■ Problem requirements
Starting at the first line of the data, print each line verbatim up to and including the line bearing "import React from 'react';", omitting pictures.

== == ==

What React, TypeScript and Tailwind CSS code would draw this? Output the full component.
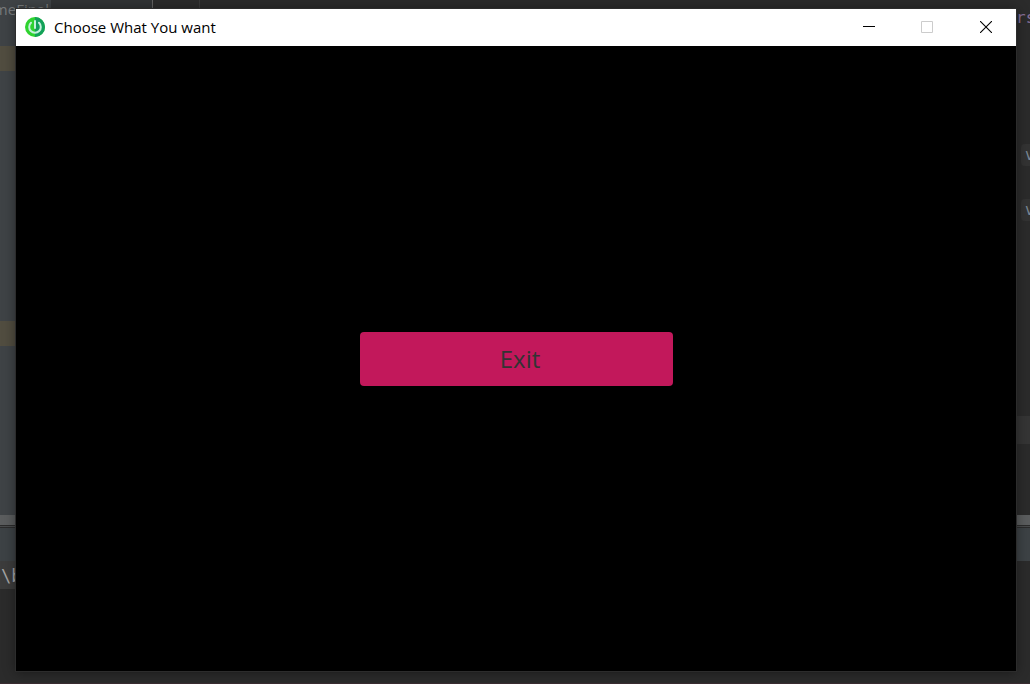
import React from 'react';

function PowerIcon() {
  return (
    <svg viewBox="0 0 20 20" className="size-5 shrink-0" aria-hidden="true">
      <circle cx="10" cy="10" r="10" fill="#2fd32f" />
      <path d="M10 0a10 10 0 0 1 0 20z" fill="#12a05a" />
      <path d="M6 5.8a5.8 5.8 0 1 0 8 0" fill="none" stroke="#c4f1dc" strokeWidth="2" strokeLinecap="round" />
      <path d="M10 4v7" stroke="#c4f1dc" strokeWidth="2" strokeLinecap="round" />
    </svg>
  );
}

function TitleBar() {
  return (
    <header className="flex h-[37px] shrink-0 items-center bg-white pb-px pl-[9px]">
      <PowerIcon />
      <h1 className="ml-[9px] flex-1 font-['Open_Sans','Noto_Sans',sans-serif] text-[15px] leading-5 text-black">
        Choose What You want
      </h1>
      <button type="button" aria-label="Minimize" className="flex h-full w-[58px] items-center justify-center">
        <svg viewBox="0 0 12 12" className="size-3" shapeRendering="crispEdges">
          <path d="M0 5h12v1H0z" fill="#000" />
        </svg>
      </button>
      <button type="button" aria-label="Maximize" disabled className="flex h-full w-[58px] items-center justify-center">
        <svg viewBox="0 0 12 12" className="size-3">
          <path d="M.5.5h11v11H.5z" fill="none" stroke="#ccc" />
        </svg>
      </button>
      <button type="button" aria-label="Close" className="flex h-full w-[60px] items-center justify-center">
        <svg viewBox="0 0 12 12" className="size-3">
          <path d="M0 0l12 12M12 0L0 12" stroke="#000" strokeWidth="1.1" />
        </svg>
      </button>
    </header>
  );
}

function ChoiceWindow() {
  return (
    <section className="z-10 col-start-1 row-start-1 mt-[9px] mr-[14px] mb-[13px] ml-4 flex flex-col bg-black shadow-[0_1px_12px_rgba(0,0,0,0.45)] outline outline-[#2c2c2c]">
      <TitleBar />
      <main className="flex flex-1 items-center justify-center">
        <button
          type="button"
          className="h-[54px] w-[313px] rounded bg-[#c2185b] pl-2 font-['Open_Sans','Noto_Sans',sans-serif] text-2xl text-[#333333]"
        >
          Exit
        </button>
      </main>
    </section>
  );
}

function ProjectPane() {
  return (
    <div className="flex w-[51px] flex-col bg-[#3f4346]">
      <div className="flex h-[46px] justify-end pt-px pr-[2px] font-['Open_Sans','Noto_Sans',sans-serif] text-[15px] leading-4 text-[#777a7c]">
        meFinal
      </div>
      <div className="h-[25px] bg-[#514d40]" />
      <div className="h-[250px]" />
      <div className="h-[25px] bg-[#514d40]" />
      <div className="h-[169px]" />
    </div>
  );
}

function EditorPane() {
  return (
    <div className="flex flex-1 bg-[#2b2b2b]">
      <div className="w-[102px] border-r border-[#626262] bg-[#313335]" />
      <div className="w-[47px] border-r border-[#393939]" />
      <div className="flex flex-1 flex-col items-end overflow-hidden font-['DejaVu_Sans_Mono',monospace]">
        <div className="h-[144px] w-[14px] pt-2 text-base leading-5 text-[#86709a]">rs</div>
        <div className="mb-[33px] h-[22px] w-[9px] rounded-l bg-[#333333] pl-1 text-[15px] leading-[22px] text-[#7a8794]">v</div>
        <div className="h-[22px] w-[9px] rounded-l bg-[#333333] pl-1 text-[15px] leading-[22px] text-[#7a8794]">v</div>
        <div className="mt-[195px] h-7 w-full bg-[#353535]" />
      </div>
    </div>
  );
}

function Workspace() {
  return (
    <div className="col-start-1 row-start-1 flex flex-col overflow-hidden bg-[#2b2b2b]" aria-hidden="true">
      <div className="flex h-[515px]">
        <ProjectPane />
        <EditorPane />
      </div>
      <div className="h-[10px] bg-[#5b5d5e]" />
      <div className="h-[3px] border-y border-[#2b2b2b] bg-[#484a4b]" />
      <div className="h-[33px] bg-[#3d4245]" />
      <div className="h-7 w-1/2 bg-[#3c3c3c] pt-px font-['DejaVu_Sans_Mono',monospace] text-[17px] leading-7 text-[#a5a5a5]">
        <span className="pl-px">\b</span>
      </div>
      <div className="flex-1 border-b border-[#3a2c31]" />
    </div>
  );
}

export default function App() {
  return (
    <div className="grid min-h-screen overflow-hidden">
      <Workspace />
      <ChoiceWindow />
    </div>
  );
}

== == ==

■ The solution
What React, TypeScript and Tailwind CSS code would draw this? Output the full component.
import React from 'react';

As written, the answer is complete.